Hummel later held the positions of Kapellmeister in Stuttgart from 1816 to 1819 and in Weimar from 1819 to 1837, where he formed a close friendship with Goethe, learning among other things to appreciate the poetry of Schiller, who had died in 1805. During Hummel's stay in Weimar he made the city into a European musical capital, inviting the best musicians of the day to visit and make music there. He brought one of the first musicians' pension schemes into existence, giving benefit concert tours when the retirement fund ran low. Hummel was one of the first to agitate for musical copyright to combat intellectual piracy.

In 1832, at the age of 54 and in failing health, Hummel began to devote less energy to his duties as music director at Weimar. In addition, after Goethe's death in March 1832 he had less contact with local theatrical circles and as a result found himself in partial retirement from 1832 until his death in 1837.

While in Germany, Hummel published A Complete Theoretical and Practical Course of Instruction on the Art of Playing the Piano Forte (1828), which sold thousands of copies within days of its publication and brought about a new style of fingering and of playing ornaments. Later 19th century pianistic technique was influenced by Hummel, through his instruction of Carl Czerny who later taught Franz Liszt. Czerny had transferred to Hummel after studying three years with Beethoven. Hummel's influence can also be seen in the early works of Frédéric Chopin and Robert Schumann, and the shadow of Hummel's Piano Concerto in B minor as well as his Piano Concerto in A minor can be particularly perceived in Chopin's concertos. Hummel also briefly gave some lessons to Felix Mendelssohn.

Hummel's music took a different direction from that of Beethoven. Looking forward, Hummel stepped into modernity through pieces like his Sonata in F-sharp minor, Op. 81, and his Fantasy, Op. 18, for piano. These pieces are examples where Hummel may be seen to both challenge the classical harmonic structures and stretch the sonata form.
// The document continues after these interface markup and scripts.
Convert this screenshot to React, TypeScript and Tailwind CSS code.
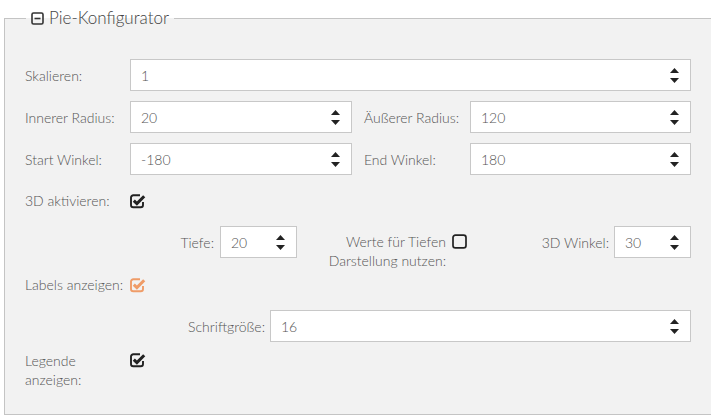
import React from 'react';

const Spinner: React.FC = () => (
    <svg width="9" height="15" viewBox="0 0 9 15" className="shrink-0">
        <path d="M0 5 L4.5 0 L9 5 Z" fill="#222" />
        <path d="M0 10 L9 10 L4.5 15 Z" fill="#222" />
    </svg>
);

const NumberField: React.FC<{ value: string; className?: string }> = ({ value, className = '' }) => (
    <div className={`h-[32px] bg-white border border-[#c8c8c8] flex items-center justify-between pl-[10px] pr-[11px] ${className}`}>
        <span className="text-[14px] text-[#555] font-light">{value}</span>
        <Spinner />
    </div>
);

const CheckBox: React.FC<{ checked?: boolean; color?: string }> = ({ checked = false, color = '#222' }) => (
    <svg width="16" height="16" viewBox="0 0 16 16" className="shrink-0">
        {checked ? (
            <>
                <path
                    d="M13 9 V12 A2.3 2.3 0 0 1 10.7 14.3 H3.3 A2.3 2.3 0 0 1 1 12 V4.6 A2.3 2.3 0 0 1 3.3 2.3 H10"
                    fill="none"
                    stroke={color}
                    strokeWidth="1.9"
                />
                <path d="M3.8 7.6 L6.9 10.6 L14.2 3.2" fill="none" stroke={color} strokeWidth="3" strokeLinejoin="miter" />
            </>
        ) : (
            <rect x="1" y="2.2" width="13" height="12.6" rx="2.4" fill="none" stroke={color} strokeWidth="1.7" />
        )}
    </svg>
);

const Label: React.FC<{ children: React.ReactNode; className?: string }> = ({ children, className = '' }) => (
    <div className={`text-[14px] text-[#555] font-light leading-[19px] ${className}`}>{children}</div>
);

export default function App() {
    return (
        <div className="w-[716px] h-[420px] bg-white pt-[6px] pl-[4px] pr-[5px] font-['Lato',_'Open_Sans',_sans-serif]">
            <fieldset className="h-[409px] bg-[#f2f2f2] border border-r-0 border-[#c4c4c4] pl-[20px] pr-[20px]">
                <legend className="ml-[1px] px-[5px] flex items-center gap-[5px] leading-[24px]">
                    <svg width="13" height="13" viewBox="0 0 13 13" className="shrink-0">
                        <rect x="1" y="1" width="11" height="11" rx="1.5" fill="none" stroke="#333" strokeWidth="1.6" />
                        <path d="M3.5 6.5 H9.5" stroke="#333" strokeWidth="1.6" />
                    </svg>
                    <span className="text-[17px] text-[#444] font-light">Pie-Konfigurator</span>
                </legend>

                <div className="flex flex-col pt-[29px]">
                    {/* Skalieren */}
                    <div className="flex items-center">
                        <Label className="w-[105px] shrink-0">Skalieren:</Label>
                        <NumberField value="1" className="flex-1" />
                    </div>

                    {/* Radius */}
                    <div className="flex items-center gap-[12px] mt-[10px]">
                        <div className="flex items-center flex-1">
                            <Label className="w-[105px] shrink-0">Innerer Radius:</Label>
                            <NumberField value="20" className="flex-1" />
                        </div>
                        <div className="flex items-center flex-1">
                            <Label className="w-[106px] shrink-0">Äußerer Radius:</Label>
                            <NumberField value="120" className="flex-1" />
                        </div>
                    </div>

                    {/* Winkel */}
                    <div className="flex items-center gap-[12px] mt-[10px]">
                        <div className="flex items-center flex-1">
                            <Label className="w-[105px] shrink-0">Start Winkel:</Label>
                            <NumberField value="-180" className="flex-1" />
                        </div>
                        <div className="flex items-center flex-1">
                            <Label className="w-[106px] shrink-0">End Winkel:</Label>
                            <NumberField value="180" className="flex-1" />
                        </div>
                    </div>

                    {/* 3D aktivieren */}
                    <div className="flex items-center mt-[16px] h-[19px]">
                        <Label className="w-[105px] shrink-0">3D aktivieren:</Label>
                        <CheckBox checked />
                    </div>

                    {/* 3D options */}
                    <div className="flex items-start mt-[16px] pl-[105px]">
                        <div className="flex items-center w-[167px]">
                            <Label className="flex-1 text-right pr-[6px]">Tiefe:</Label>
                            <NumberField value="20" className="w-[77px]" />
                        </div>
                        <div className="flex items-start w-[171px] pt-[6px]">
                            <Label className="flex-1 text-right pr-[6px]">
                                Werte für Tiefen
                                <br />
                                Darstellung nutzen:
                            </Label>
                            <div className="pt-[1px]">
                                <CheckBox />
                            </div>
                        </div>
                        <div className="flex items-center flex-1">
                            <Label className="flex-1 text-right pr-[5px]">3D Winkel:</Label>
                            <NumberField value="30" className="w-[77px]" />
                        </div>
                    </div>

                    {/* Labels anzeigen */}
                    <div className="flex items-center mt-[5px] h-[19px]">
                        <Label className="w-[105px] shrink-0">Labels anzeigen:</Label>
                        <CheckBox checked color="#ef9c68" />
                    </div>

                    {/* Schriftgröße */}
                    <div className="flex items-center mt-[16px] pl-[105px]">
                        <Label className="w-[140px] text-right pr-[5px]">Schriftgröße:</Label>
                        <NumberField value="16" className="flex-1" />
                    </div>

                    {/* Legende anzeigen */}
                    <div className="flex items-start mt-[9px]">
                        <Label className="w-[105px] shrink-0 pr-[20px]">Legende anzeigen:</Label>
                        <div className="pt-[1px]">
                            <CheckBox checked />
                        </div>
                    </div>
                </div>
            </fieldset>
        </div>
    );
}
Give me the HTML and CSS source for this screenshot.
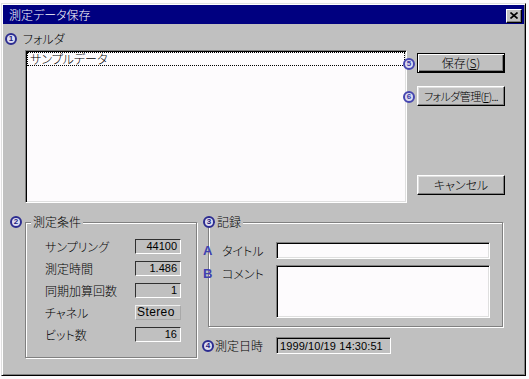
FILE: index.html
```html
<!DOCTYPE html>
<html lang="ja">
<head>
    <meta charset="UTF-8">
    <title>測定データ保存</title>
    <link rel="stylesheet" href="styles.css">
</head>
<body>
    <div class="window">
        <div class="titlebar">
            <span class="title">測定データ保存</span>
            <span class="close">
                <svg width="8" height="7" viewBox="0 0 8 7"><path d="M0.5 0.5 L7.5 6.5 M7.5 0.5 L0.5 6.5" stroke="#000" stroke-width="1.6"/></svg>
            </span>
        </div>

        <div class="content">
            <div class="top">
                <div class="folder">
                    <div class="caption"><span class="mark">1</span>フォルダ</div>
                    <div class="listbox">
                        <div class="item">サンプルデータ</div>
                    </div>
                </div>
                <div class="actions">
                    <div class="action"><span class="mark pin">5</span><button class="btn default">保存(<u>S</u>)</button></div>
                    <div class="action"><span class="mark pin">6</span><button class="btn narrow">フォルダ管理(<u>F</u>)...</button></div>
                    <div class="action cancel"><button class="btn">キャンセル</button></div>
                </div>
            </div>

            <div class="bottom">
                <div class="group cond">
                    <span class="mark side">2</span>
                    <div class="group-title">測定条件</div>
                    <div class="params">
                        <span>サンプリング</span><span class="value">44100</span>
                        <span>測定時間</span><span class="value">1.486</span>
                        <span>同期加算回数</span><span class="value">1</span>
                        <span>チャネル</span><span class="value flat">Stereo</span>
                        <span>ビット数</span><span class="value">16</span>
                    </div>
                </div>

                <div class="record-col">
                    <div class="group record">
                        <span class="mark side">3</span>
                        <div class="group-title">記録</div>
                        <div class="record-rows">
                            <span class="letter">A</span><span>タイトル</span><div class="edit"></div>
                            <span class="letter top-al">B</span><span class="top-al">コメント</span><div class="edit memo"></div>
                        </div>
                    </div>
                    <div class="date-row">
                        <span class="mark">4</span>
                        <span class="date-label">測定日時</span>
                        <span class="date">1999/10/19 14:30:51</span>
                    </div>
                </div>
            </div>
        </div>
    </div>
</body>
</html>
```

FILE: styles.css
```css
body {
    margin: 0;
    background: #fcfafc;
    font-family: "Noto Sans CJK JP", sans-serif;
    font-size: 12px;
    line-height: 14px;
    font-feature-settings: "palt";
    color: #000;
}
.window {
    box-sizing: border-box;
    width: 525px;
    height: 373px;
    margin: 3px 0 0 1px;
    padding: 1px;
    background: #c0c0c0;
    border: 1px solid;
    border-color: #dfdfdf #000 #000 #dfdfdf;
    box-shadow: inset 1px 1px #fff, inset -1px -1px #808080;
}
.titlebar {
    display: flex;
    align-items: center;
    justify-content: space-between;
    height: 19px;
    padding: 0 2px 0 6px;
    background: #000080;
    color: #fff;
}
.title {
    font-weight: 300;
}
.close {
    display: flex;
    align-items: center;
    justify-content: center;
    box-sizing: border-box;
    width: 16px;
    height: 14px;
    margin-top: 2px;
    background: #c0c0c0;
    border: 1px solid;
    border-color: #fff #000 #000 #fff;
    box-shadow: inset -1px -1px #808080;
}
.content {
    padding-top: 8px;
    font-weight: 300;
}

/* 上段: フォルダとボタン */
.top {
    display: flex;
}
.folder {
    display: flex;
    flex-direction: column;
    width: 404px;
}
.caption {
    display: flex;
    align-items: center;
    gap: 6px;
    margin-left: 2px;
    height: 14px;
}
.listbox {
    box-sizing: border-box;
    width: 382px;
    height: 153px;
    margin: 4px 0 0 22px;
    background: #fdfbfd;
    border: 1px solid;
    border-color: #808080 #fff #fff #808080;
    box-shadow: inset 1px 1px #000, inset -1px -1px #dfdfdf;
}
.item {
    margin: 1px 1px 0 1px;
    padding-left: 2px;
    height: 12px;
    line-height: 12px;
    border: 1px dotted #000;
}
.actions {
    margin-left: 10px;
    padding-top: 21px;
}
.action {
    position: relative;
}
.action + .action {
    margin-top: 13px;
}
.action.cancel {
    margin-top: 69px;
}
.btn {
    display: block;
    box-sizing: border-box;
    width: 88px;
    height: 20px;
    padding: 0;
    white-space: nowrap;
    background: #c0c0c0;
    font: inherit;
    font-feature-settings: "palt";
    color: #000;
    border: 1px solid;
    border-color: #fff #000 #000 #fff;
    box-shadow: inset -1px -1px #808080, inset 1px 1px #dfdfdf;
}
.btn.narrow {
    font-size: 11px;
    letter-spacing: -0.6px;
}
.btn.default {
    border-color: #000;
    box-shadow: inset 1px 1px #fff, inset -1px -1px #000, inset -2px -2px #808080;
}
.btn u {
    text-decoration-thickness: 1px;
    text-underline-offset: 1px;
}

/* 丸数字の注釈 */
.mark {
    display: inline-flex;
    align-items: center;
    justify-content: center;
    box-sizing: border-box;
    flex: none;
    width: 12px;
    height: 12px;
    border: 2px solid #2c2c90;
    border-radius: 50%;
    background: #dcdcf0;
    color: #1c1c80;
    font: bold 8px/1 "Liberation Sans", sans-serif;
}
.mark.pin {
    position: absolute;
    left: -14px;
    top: 5px;
    border-color: #4646b0;
    color: #3a3aa8;
}
.mark.side {
    position: absolute;
    top: -7px;
}

/* 下段: グループ */
.bottom {
    display: flex;
    margin-top: 19px;
}
.group {
    position: relative;
    box-sizing: border-box;
    border: 1px solid #808080;
    box-shadow: inset 1px 1px #fff, 1px 1px #fff;
}
.group-title {
    width: fit-content;
    height: 14px;
    margin: -8px 0 0 5px;
    padding: 0 2px;
    background: #c0c0c0;
}
.cond {
    width: 172px;
    height: 136px;
    margin-left: 22px;
}
.cond .mark.side {
    left: -16px;
}
.params {
    display: grid;
    grid-template-columns: 90px 46px;
    grid-auto-rows: 15px;
    row-gap: 7px;
    margin-top: 10px;
    padding-left: 19px;
    line-height: 15px;
}
.value {
    box-sizing: border-box;
    padding-right: 3px;
    text-align: right;
    font: 11px/13px "Liberation Sans", sans-serif;
    border: 1px solid;
    border-color: #303030 #fff #fff #303030;
}
.value.flat {
    padding: 0 0 0 1px;
    text-align: left;
    font-size: 12px;
    letter-spacing: 0.4px;
    border-color: #eee #a8a8a8 #a8a8a8 #eee;
}
.record-col {
    margin-left: 11px;
    width: 295px;
}
.record {
    height: 105px;
}
.record .group-title {
    margin-left: 6px;
}
.record .mark.side {
    left: -6px;
}
.record-rows {
    display: grid;
    grid-template-columns: 19px 54px 214px;
    grid-template-rows: 17px 53px;
    row-gap: 6px;
    align-items: center;
    margin: 13px 0 0 -6px;
}
.letter {
    color: #4040b0;
    font: bold 13px/14px "Liberation Sans", sans-serif;
}
.top-al {
    align-self: start;
    padding-top: 2px;
}
.edit {
    box-sizing: border-box;
    height: 100%;
    background: #fdfbfd;
    border: 1px solid;
    border-color: #808080 #fff #fff #808080;
    box-shadow: inset 1px 1px #000, inset -1px -1px #dfdfdf;
}
.date-row {
    display: flex;
    align-items: center;
    margin: 10px 0 0 -6px;
}
.date-label {
    width: 61px;
    margin-left: 1px;
}
.date {
    box-sizing: border-box;
    width: 115px;
    height: 17px;
    padding: 1px 0 0 3px;
    font: 11px/14px "Liberation Sans", sans-serif;
    letter-spacing: 0.1px;
    border: 1px solid;
    border-color: #808080 #fff #fff #808080;
    box-shadow: inset 1px 1px #000;
}
```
His main oeuvre is for the piano, on which instrument he was one of the great virtuosi of his day. He wrote eight piano concertos, ten piano sonatas, eight piano trios, a piano quartet, a piano quintet, a wind octet, a cello sonata, two piano septets, a mandolin concerto, a mandolin sonata, a trumpet concerto in E major written for the Keyed trumpet, a Grand Bassoon Concerto in F, a quartet for clarinet, violin, viola, and cello, four-hand piano music, 22 operas and Singspiels, masses, and much more. Although thought of in terms of the piano in modern times, Hummel was seriously and constantly interested in the guitar, and he was talented with the instrument.

At the end of his life, Hummel saw the rise of a new school of young composers and virtuosi, and found his own music slowly going out of fashion. His disciplined and clean Clementi-style technique, and his balanced classicism, opposed him to the rising school of tempestuous bravura displayed by the likes of Liszt.

Although Hummel died famous, with a lasting posthumous reputation apparently secure, his music was quickly forgotten at the onrush of the Romantic period, perhaps because his classical ideas were seen as old-fashioned. Later, during the classical revival of the early 20th century, Hummel was passed over. Due to a rising number of available recordings and an increasing number of live concerts across the world, his music is now becoming reestablished in the classical repertoire.